More legal powers and the success of Operation Tornado are making life tougher for cable thieves on the railway.
Operation Tornado makes it easier to trace sellers of stolen metal through an identification scheme. Pioneered in the north east, Operation Tornado is being rolled out in the south of England this summer. In further developments rail chiefs have welcomed a bill placed before the House of Commons by Richard Ottaway MP aimed at cracking down on the trade in stolen metal.
Says Michael Roberts, ceo ATOC, ‘The proposed powers (in the bill) will send a clear signal to criminals and rogue traders that dealing in stolen metal could lead to unlimited fines, removal of operating licences and even long terms in prison. Giving police and local councils the power to search and investigate scrap yards suspected of dealing in stolen metal, and if necessary close them down, will help stop metal theft in its tracks.’
BTP’s deputy chief constable, Paul Crowther, agrees. ‘Tornado is proving very successful so far. For instance, on the railways in the north east we have seen a 69% fall in metal theft. However, this needs to be sustainable in the long term and Tornado is impacting mainly on scrap dealers who are working within the law.

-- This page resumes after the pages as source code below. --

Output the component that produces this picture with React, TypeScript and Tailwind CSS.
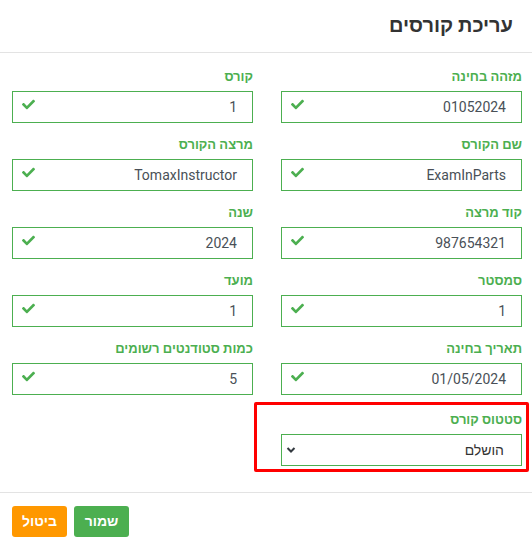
import React from 'react'

const fields = [
    { label: 'מזהה בחינה', value: '01052024' },
    { label: 'קורס', value: '1' },
    { label: 'שם הקורס', value: 'ExamInParts' },
    { label: 'מרצה הקורס', value: 'TomaxInstructor' },
    { label: 'קוד מרצה', value: '987654321' },
    { label: 'שנה', value: '2024' },
    { label: 'סמסטר', value: '1' },
    { label: 'מועד', value: '1' },
    { label: 'תאריך בחינה', value: '01/05/2024' },
    { label: 'כמות סטודנטים רשומים', value: '5' },
]

const Check = () => (
    <svg viewBox="0 0 512 512" className="w-[13px] h-[13px] fill-[#4caf50]">
        <path d="M173.9 439.4l-166.4-166.4c-10-10-10-26.2 0-36.2l36.2-36.2c10-10 26.2-10 36.2 0L192 312.7 432.1 72.6c10-10 26.2-10 36.2 0l36.2 36.2c10 10 10 26.2 0 36.2l-294.4 294.4c-10 10-26.2 10-36.2 0z" />
    </svg>
)

const Field = ({ label, value }: { label: string, value: string }) => (
    <div className="flex flex-col mb-[13px]">
        <label className="text-[13px] leading-[18px] font-bold text-[#4caf50] mb-[5px]">{label}</label>
        <div className="h-[32px] border border-[#4caf50] flex items-center justify-between pr-[15px] pl-[9px]">
            <span className="text-[14px] text-[#495057]">{value}</span>
            <span className="-mt-[5px]"><Check /></span>
        </div>
    </div>
)

const App = () => {
    return (
        <div dir="rtl" className="w-[532px] h-[548px] bg-white flex flex-col" style={{ fontFamily: "Roboto, 'Liberation Sans', sans-serif" }}>
            <div className="h-[53px] border-b border-[#e3e3e3] flex items-center pr-[19px] pb-[2px]">
                <h2 className="text-[20px] font-bold text-[#333]">עריכת קורסים</h2>
            </div>

            <div className="grid grid-cols-2 gap-x-[28px] pr-[10px] pl-[12px] pt-[15px] pb-[25px] border-b border-[#e3e3e3]">
                {fields.map((f, i) => (
                    <Field key={i} label={f.label} value={f.value} />
                ))}

                <div className="relative flex flex-col mt-[3px] mb-[1px]">
                    <div className="absolute -top-[9px] -bottom-[6px] -right-[7px] -left-[27px] border-[3px] border-[#ff0000] rounded-[2px]" />
                    <label className="text-[13px] leading-[18px] font-bold text-[#4caf50] mb-[5px]">סטטוס קורס</label>
                    <div className="h-[32px] border border-[#4caf50] flex items-center justify-between pr-[17px] pl-[4px]">
                        <span className="text-[14px] text-[#333]">הושלם</span>
                        <svg viewBox="0 0 20 20" className="w-[10px] h-[10px] fill-none stroke-[#343a40] stroke-[4]">
                            <path d="M3 6l7 7 7-7" />
                        </svg>
                    </div>
                </div>
            </div>

            <div className="flex justify-end gap-[7px] pl-[12px] pt-[13px]">
                <button className="w-[55px] h-[31px] rounded-[3px] bg-[#4caf50] text-white text-[14px] font-bold">שמור</button>
                <button className="w-[55px] h-[31px] rounded-[3px] bg-[#ff9800] text-white text-[14px] font-bold">ביטול</button>
            </div>
        </div>
    )
}

export default App
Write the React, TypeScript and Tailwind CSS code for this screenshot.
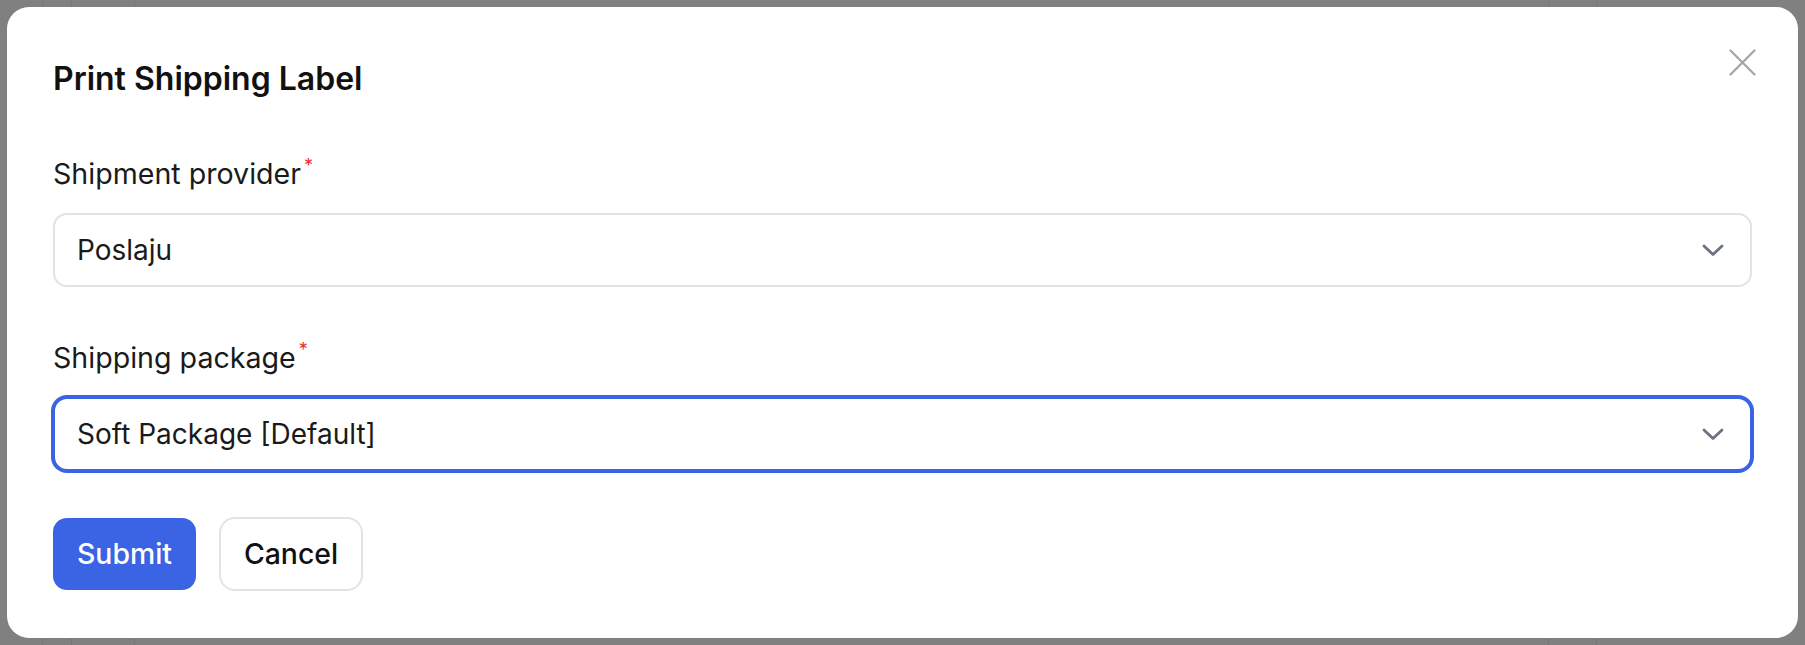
function Chevron() {
    return (
        <svg width="22" height="14" viewBox="0 0 22 14" fill="none">
            <path d="M2 3 L11 11.5 L20 3" stroke="#6b7280" strokeWidth="2.8" strokeLinecap="round" strokeLinejoin="round" />
        </svg>
    );
}

interface SelectFieldProps {
    label: string;
    value: string;
    focused?: boolean;
}

function SelectField({ label, value, focused }: SelectFieldProps) {
    return (
        <div>
            <div className="text-[28.6px] leading-[40px] text-[#1a1a1a]">
                {label}
                <sup className="ml-[3px] text-[18px] text-[#e0322f] top-[-0.65em]">*</sup>
            </div>
            <div
                className={
                    focused
                        ? "mt-[19px] flex h-[74px] items-center justify-between rounded-[14px] border-2 border-[#3a64e3] bg-white pl-[22px] pr-[26px] shadow-[0_0_0_2px_#3a64e3]"
                        : "mt-[19px] flex h-[74px] items-center justify-between rounded-[14px] border-2 border-[#e3e3e3] bg-white pl-[22px] pr-[26px]"
                }
            >
                <span className="text-[28px] leading-[40px] text-[#1a1a1a]">{value}</span>
                <Chevron />
            </div>
        </div>
    );
}

export default function App() {
    return (
        <div className="relative h-[645px] w-[1805px] overflow-hidden bg-[#808080] font-[Inter,sans-serif]">
            {/* dimmed page behind the modal */}
            <div className="flex h-full">
                <div className="w-[43px] border-r border-[#777777]" />
                <div className="w-[29px] border-r border-[#777777]" />
                <div className="w-[63px] border-r border-[#777777]" />
                <div className="flex-1" />
                <div className="w-[48px] border-l border-[#777777]" />
                <div className="w-[209px] border-l border-[#777777]" />
            </div>

            {/* modal */}
            <div className="absolute inset-[7px] rounded-[22px] bg-white px-[46px] pt-[52px]">
                <button className="absolute right-[42px] top-[42px] h-[27px] w-[27px]">
                    <svg width="27" height="27" viewBox="0 0 27 27" fill="none">
                        <path d="M1.5 1.5 L25.5 25.5 M25.5 1.5 L1.5 25.5" stroke="#a3a3a8" strokeWidth="2.2" strokeLinecap="round" />
                    </svg>
                </button>

                <h2 className="text-[32px] font-semibold leading-[40px] text-[#111111]">Print Shipping Label</h2>

                <div className="mt-[55px]">
                    <SelectField label="Shipment provider" value="Poslaju" />
                </div>
                <div className="mt-[51px]">
                    <SelectField label="Shipping package" value="Soft Package [Default]" focused />
                </div>

                {/* actions */}
                <div className="mt-[46px] flex items-center gap-[23px]">
                    <button className="h-[72px] w-[143px] rounded-[14px] bg-[#3a64e3] text-[28.4px] font-medium text-white">
                        Submit
                    </button>
                    <button className="h-[74px] w-[144px] rounded-[16px] border-2 border-[#e3e3e3] bg-white text-[28.4px] font-medium text-[#111111]">
                        Cancel
                    </button>
                </div>
            </div>
        </div>
    );
}
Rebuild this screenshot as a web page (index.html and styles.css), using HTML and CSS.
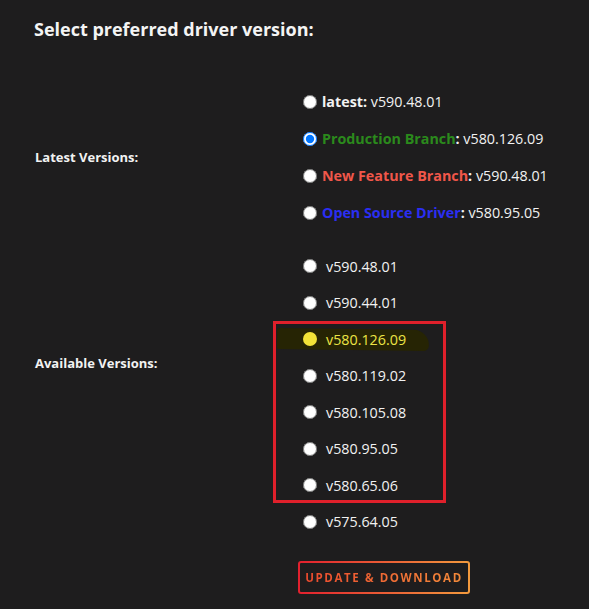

‘We still need the powers to close down those few unscrupulous dealers who operate outside the law. I welcome Richard Ottaway’s Private Member’s Bill….It is important we have a robust regulatory framework alongside police powers to impact effectively and permanently on this crime, which has blighted communities across Britain for too long.’
Under Operation Tornado anyone hoping to sell scrap metal to participating metal recyclers in the south of England and Wales will be required to provide proof of their identity, either a photo card driving licence including an address, or a passport or national ID card supported by a utility bill, which must be under three months old and show their address.
Thefts of cable on the rail system in BTP’s North Eastern Area since April this year are down 69% from 248, to 78. Almost half of these (38) involved live operational cable.